Where exact financial reward social relevant job be?
Believe or no, use for work Svutlana as forecast diva for extreme big drugged company where make me extreme many kahpies of production and finance forecasts. Forecast diva is complete social irrelevant, but extreme financial reward job!
Also work Svutlana as volunteer board member at women's shelter. Executive Director have extreme social relevant feminist job. But little financial reward. Make much more money Svutlana who make many kahpies than Executive Director who try for save many lives.
Make feel me extreme guilty this, but have absolute no idea what for do about, so quit job for write about sex.
I think the beginning of the ink on the subject starts a generation (or two) earlier with Barbara Kerr's "Smart Girls, Gifted Women" on women who were smart-tracked as girls, made it into a prestigious college, and the choices they made afterward.

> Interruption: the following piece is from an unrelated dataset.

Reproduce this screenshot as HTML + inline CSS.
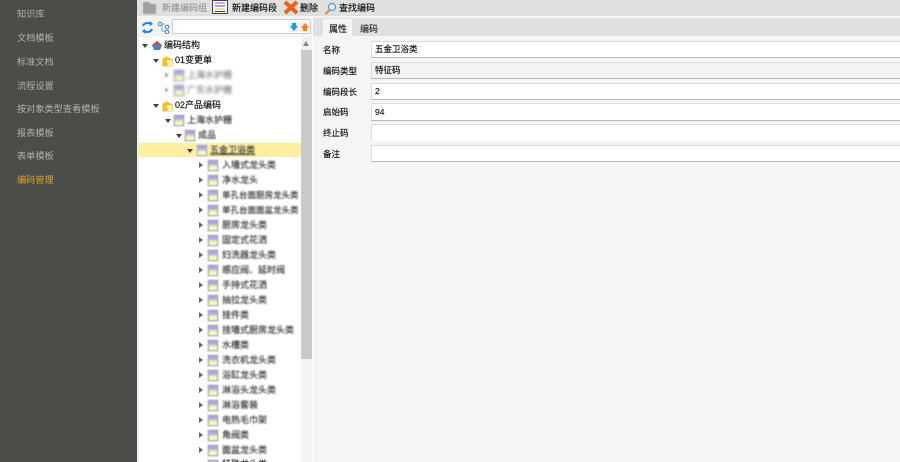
<!DOCTYPE html>
<html><head><meta charset="utf-8">
<style>
html,body{margin:0;padding:0;width:900px;height:462px;overflow:hidden;background:#f5f5f5}
body{position:relative;font-family:"Liberation Sans","Noto Sans CJK SC",sans-serif;font-size:9px;color:#111}
.a{position:absolute}
.t{position:absolute;white-space:nowrap;line-height:12px;-webkit-text-stroke:.15px currentColor}
.s{position:absolute;left:17px;color:#b0b1ac;font-size:9.2px;line-height:12px;white-space:nowrap;filter:blur(.3px)}
.ic{position:absolute;width:10px;height:11px;background:linear-gradient(#b890ec 0,#a8b4f4 35%,#f8f4a0 60%,#fbfbd8 100%);border:1px solid #aaa;box-sizing:border-box;outline:1px solid #e4e4e4;filter:blur(.6px)}
.ar{position:absolute;width:0;height:0;border-left:4px solid #666;border-top:3px solid transparent;border-bottom:3px solid transparent;filter:blur(.3px)}
.ad{position:absolute;width:0;height:0;border-top:4px solid #444;border-left:3px solid transparent;border-right:3px solid transparent;filter:blur(.2px)}
.m{color:#333;filter:blur(.7px)}
.f{position:absolute;left:371px;width:540px;height:17px;background:#fff;border:1px solid #dcdcdc;border-bottom:1px solid #b8b8b8;box-sizing:border-box;padding-left:3px;line-height:15px;font-size:8.5px;-webkit-text-stroke:.15px #111}
.l{position:absolute;left:323px;font-size:8.5px;line-height:12px;white-space:nowrap;-webkit-text-stroke:.15px #111}
</style></head><body>
<div class="a" style="left:0;top:0;width:137px;height:462px;background:#4b4d48"></div>
<div class="s" style="top:8px">知识库</div>
<div class="s" style="top:32px">文档模板</div>
<div class="s" style="top:56px">标准文档</div>
<div class="s" style="top:80px">流程设置</div>
<div class="s" style="top:103px">按对象类型查看模板</div>
<div class="s" style="top:127px">报表模板</div>
<div class="s" style="top:150px">表单模板</div>
<div class="s" style="top:174px;color:#d9a528">编码管理</div>

<div class="a" style="left:137px;top:0;width:763px;height:16px;background:#e0e0e0"></div>
<div class="a" style="left:137px;top:16px;width:763px;height:2px;background:#f4f4f4"></div>
<svg class="a" style="left:142px;top:1px;filter:blur(.5px)" width="16" height="14"><path d="M1 1h6l2 2h5v10H1z" fill="#a0a0a0"/></svg>
<div class="t" style="left:162px;top:2px;color:#9a9a9a;filter:blur(.3px)">新建编码组</div>
<svg class="a" style="left:212px;top:0" width="17" height="15"><rect x=".5" y=".5" width="15" height="13" fill="#fff" stroke="#444"/><path d="M3 3h10" stroke="#c040c0"/><path d="M3 6h10" stroke="#3050d0"/><path d="M3 9h10" stroke="#e0c020"/><path d="M3 11.500h10" stroke="#444"/></svg>
<div class="t" style="left:232px;top:2px">新建编码段</div>
<svg class="a" style="left:283px;top:0" width="16" height="15"><path d="M2 2L14 13M14 2L2 13" stroke="#e8641c" stroke-width="4"/></svg>
<div class="t" style="left:300px;top:2px">删除</div>
<svg class="a" style="left:324px;top:2px" width="13" height="13"><circle cx="8" cy="5" r="3.500" fill="#d8eefa" stroke="#4a90c0"/><path d="M5.500 8L1.500 12" stroke="#d89040" stroke-width="2"/></svg>
<div class="t" style="left:339px;top:2px">查找编码</div>

<div class="a" style="left:137px;top:18px;width:2px;height:444px;background:#f0f0f0"></div>
<div class="a" style="left:139px;top:18px;width:173px;height:19px;background:#f4f4f4"></div>
<svg class="a" style="left:141px;top:21px" width="13" height="13"><path d="M2 5C3 2 7 1 10 3M11 8C10 11 6 12 3 10" fill="none" stroke="#2080e0" stroke-width="2"/><path d="M9 0l3 3-3 2zM4 13l-3-3 3-2z" fill="#2080e0"/></svg>
<svg class="a" style="left:157px;top:21px" width="13" height="13"><circle cx="3" cy="3" r="1.800" fill="#fff" stroke="#3080c0"/><circle cx="10" cy="6" r="1.800" fill="#fff" stroke="#3080c0"/><circle cx="10" cy="11" r="1.800" fill="#fff" stroke="#3080c0"/><path d="M4 3h4M5 3v7h3" fill="none" stroke="#80a0c0"/></svg>
<div class="a" style="left:172px;top:19px;width:139px;height:15px;background:#fff;border:1px solid #ccc;border-radius:2px;box-sizing:border-box"></div>
<svg class="a" style="left:289px;top:22px" width="10" height="10"><rect width="10" height="10" fill="#e8f0f6"/><path d="M3 1h4v3h2L5 9 1 4h2z" fill="#1c9ae0"/></svg>
<svg class="a" style="left:300px;top:22px" width="10" height="10"><rect width="10" height="10" fill="#f8eee4"/><path d="M3 9h4V6h2L5 1 1 6h2z" fill="#f08020"/></svg>

<div class="a" style="left:139px;top:37px;width:162px;height:425px;background:#fff"></div>
<div class="a" style="left:301px;top:37px;width:11px;height:322px;background:#c9c9c9"></div>
<div class="a" style="left:301px;top:37px;width:11px;height:13px;background:#f0f0f0"></div>
<div class="a" style="left:303px;top:41px;width:0;height:0;border-bottom:5px solid #888;border-left:3px solid transparent;border-right:3px solid transparent"></div>
<div class="a" style="left:301px;top:359px;width:11px;height:103px;background:#f7f2f7"></div>
<div class="a" style="left:139px;top:143px;width:162px;height:14px;background:#fdeea0"></div>

<div class="ad" style="left:142px;top:44px"></div>
<svg class="a" style="left:151px;top:40px" width="12" height="11"><path d="M6 1l5 4-2 5H3L1 5z" fill="#4a80c0"/><path d="M6 1l5 4H1z" fill="#d05030"/></svg>
<div class="t" style="left:164px;top:39px">编码结构</div>
<div class="ad" style="left:153px;top:59px"></div>
<svg class="a" style="left:162px;top:55px" width="12" height="12"><path d="M1 3l4-2 3 2v1H1z" fill="#f6d050"/><path d="M1 4h9l1 7H1z" fill="#f6c428" stroke="#d89a10" stroke-width=".6"/><path d="M5 5h5l1 6H6z" fill="#fff2a8"/></svg>
<div class="t" style="left:175px;top:54px">01变更单</div>
<div class="ar" style="left:165px;top:72px;border-left-color:#bbb"></div>
<div class="ic" style="left:174px;top:70px;filter:blur(1px)"></div>
<div class="t" style="left:187px;top:69px;color:#888;filter:blur(1.2px)">上海水护栅</div>
<div class="ar" style="left:165px;top:87px;border-left-color:#bbb"></div>
<div class="ic" style="left:174px;top:85px;filter:blur(1px)"></div>
<div class="t" style="left:187px;top:84px;color:#888;filter:blur(1.2px)">广东水护栅</div>
<div class="ad" style="left:153px;top:104px"></div>
<svg class="a" style="left:162px;top:100px" width="12" height="12"><path d="M1 3l4-2 3 2v1H1z" fill="#f6d050"/><path d="M1 4h9l1 7H1z" fill="#f6c428" stroke="#d89a10" stroke-width=".6"/><path d="M5 5h5l1 6H6z" fill="#fff2a8"/></svg>
<div class="t" style="left:175px;top:99px">02产品编码</div>
<div class="ad" style="left:165px;top:119px"></div>
<div class="ic" style="left:174px;top:115px"></div>
<div class="t m" style="left:187px;top:114px">上海水护栅</div>
<div class="ad" style="left:176px;top:134px"></div>
<div class="ic" style="left:185px;top:130px"></div>
<div class="t m" style="left:198px;top:129px">成品</div>
<div class="ad" style="left:187px;top:149px"></div>
<div class="ic" style="left:197px;top:145px"></div>
<div class="t m" style="left:210px;top:144px;text-decoration:underline">五金卫浴类</div>

<div class="ar" style="left:199px;top:162px"></div><div class="ic" style="left:208px;top:160px"></div><div class="t m" style="left:222px;top:159px">入墙式龙头类</div>
<div class="ar" style="left:199px;top:177px"></div><div class="ic" style="left:208px;top:175px"></div><div class="t m" style="left:222px;top:174px">净水龙头</div>
<div class="ar" style="left:199px;top:192px"></div><div class="ic" style="left:208px;top:190px"></div><div class="t m" style="left:222px;top:189px;font-size:8.500px">单孔台面厨房龙头类</div>
<div class="ar" style="left:199px;top:207px"></div><div class="ic" style="left:208px;top:205px"></div><div class="t m" style="left:222px;top:204px;font-size:8.500px">单孔台面面盆龙头类</div>
<div class="ar" style="left:199px;top:222px"></div><div class="ic" style="left:208px;top:220px"></div><div class="t m" style="left:222px;top:219px">厨房龙头类</div>
<div class="ar" style="left:199px;top:237px"></div><div class="ic" style="left:208px;top:235px"></div><div class="t m" style="left:222px;top:234px">固定式花洒</div>
<div class="ar" style="left:199px;top:252px"></div><div class="ic" style="left:208px;top:250px"></div><div class="t m" style="left:222px;top:249px">妇洗器龙头类</div>
<div class="ar" style="left:199px;top:267px"></div><div class="ic" style="left:208px;top:265px"></div><div class="t m" style="left:222px;top:264px">感应阀、延时阀</div>
<div class="ar" style="left:199px;top:282px"></div><div class="ic" style="left:208px;top:280px"></div><div class="t m" style="left:222px;top:279px">手持式花洒</div>
<div class="ar" style="left:199px;top:297px"></div><div class="ic" style="left:208px;top:295px"></div><div class="t m" style="left:222px;top:294px">抽拉龙头类</div>
<div class="ar" style="left:199px;top:312px"></div><div class="ic" style="left:208px;top:310px"></div><div class="t m" style="left:222px;top:309px">挂件类</div>
<div class="ar" style="left:199px;top:327px"></div><div class="ic" style="left:208px;top:325px"></div><div class="t m" style="left:222px;top:324px">挂墙式厨房龙头类</div>
<div class="ar" style="left:199px;top:342px"></div><div class="ic" style="left:208px;top:340px"></div><div class="t m" style="left:222px;top:339px">水槽类</div>
<div class="ar" style="left:199px;top:357px"></div><div class="ic" style="left:208px;top:355px"></div><div class="t m" style="left:222px;top:354px">洗衣机龙头类</div>
<div class="ar" style="left:199px;top:372px"></div><div class="ic" style="left:208px;top:370px"></div><div class="t m" style="left:222px;top:369px">浴缸龙头类</div>
<div class="ar" style="left:199px;top:387px"></div><div class="ic" style="left:208px;top:385px"></div><div class="t m" style="left:222px;top:384px">淋浴头龙头类</div>
<div class="ar" style="left:199px;top:402px"></div><div class="ic" style="left:208px;top:400px"></div><div class="t m" style="left:222px;top:399px">淋浴套装</div>
<div class="ar" style="left:199px;top:417px"></div><div class="ic" style="left:208px;top:415px"></div><div class="t m" style="left:222px;top:414px">电热毛巾架</div>
<div class="ar" style="left:199px;top:432px"></div><div class="ic" style="left:208px;top:430px"></div><div class="t m" style="left:222px;top:429px">角阀类</div>
<div class="ar" style="left:199px;top:447px"></div><div class="ic" style="left:208px;top:445px"></div><div class="t m" style="left:222px;top:444px">面盆龙头类</div>
<div class="ic" style="left:208px;top:460px;background:#ccc;filter:none"></div><div class="t" style="left:222px;top:458px;color:#444">特殊龙头类</div>

<div class="a" style="left:312px;top:18px;width:1px;height:444px;background:#fff"></div>
<div class="a" style="left:313px;top:18px;width:587px;height:18px;background:#e0e0e0"></div>
<div class="a" style="left:323px;top:19px;width:29px;height:18px;background:#f5f5f5"></div>
<div class="t" style="left:329px;top:23px">属性</div>
<div class="t" style="left:360px;top:23px;color:#333">编码</div>

<div class="l" style="top:44px">名称</div><div class="f" style="top:41px">五金卫浴类</div>
<div class="l" style="top:65px">编码类型</div><div class="f" style="top:62px;background:#f3f3f3">特征码</div>
<div class="l" style="top:86px">编码段长</div><div class="f" style="top:83px">2</div>
<div class="l" style="top:106px">启始码</div><div class="f" style="top:103px;height:18px;padding-top:1px">94</div>
<div class="l" style="top:127px">终止码</div><div class="f" style="top:124px;border-bottom:0"></div>
<div class="l" style="top:148px">备注</div><div class="f" style="top:145px"></div>
</body></html>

But what's interesting to me about the mommy wars is the idea that it's the mommy side of the equation that's broken. My personal suspicion is that more company men need to take significant breaks and look at new options for careers in order to be healthier human beings. Perhaps if we were arguing for a new definition of work instead of whether it's more feminist to adapt to a hierarchical corporate system or to choose families and nurture, the argument would sound less false.
Thanks for saying exactly what I have wanted to say. I can't ever find the words because I get so annoyed. The words "mommy wars" flip off a switch in my brain.
I think of my parents whenever I read about the Mommy wars... public servants, a nurse and a police officer. Ever since I can remember, their jobs have required odd shifts (I recall getting up at 4 am at the age of 6 to trudge down the street in the winter to a baby sitter.) I and my sister didn't raise myself, but as a young teenager I was quite used to being home without parents. My parents' jobs do not pay well, and recieve no acclaim. My mother was thrilled when "Scrubs" came out because it showed the reality of being a nurse... twelve hour shifts into the middle of the night, on your feet all day with doctors who make it very obvious they are better than you.
I know that my parents chose their jobs because they were called to them. They went into their jobs with the expectation that they would enjoy them, but years and years of low paying, low acclaim work, and odd hours have bruised their enthusasism.
Do my parents complain? No. Why? Because they have done such a tremendous job penny-pinching and pushing through the day to day that they can send both of their daughters to school with some financial help, and take us on vacations to Mexico, Hawaii, and all over the Rockies.
You can't always love your job. Who in the world loves their life all the time in every avenue? Even going into a field that interests you might not yield satisfactory results. But you don't have to carry that cynicism into other places. When my parents come home, they come HOME. They leave their jobs behind. They use the money from the soul-sucking to experience soul-reviving.
I know it's trendy for the next generation to scoff at their elders. But I have a lot of respect for my parents, and the constant bickering over the Mommy wars threatens to erase what my parents instilled in me: a strong work ethic and a positive attitude goes a long way.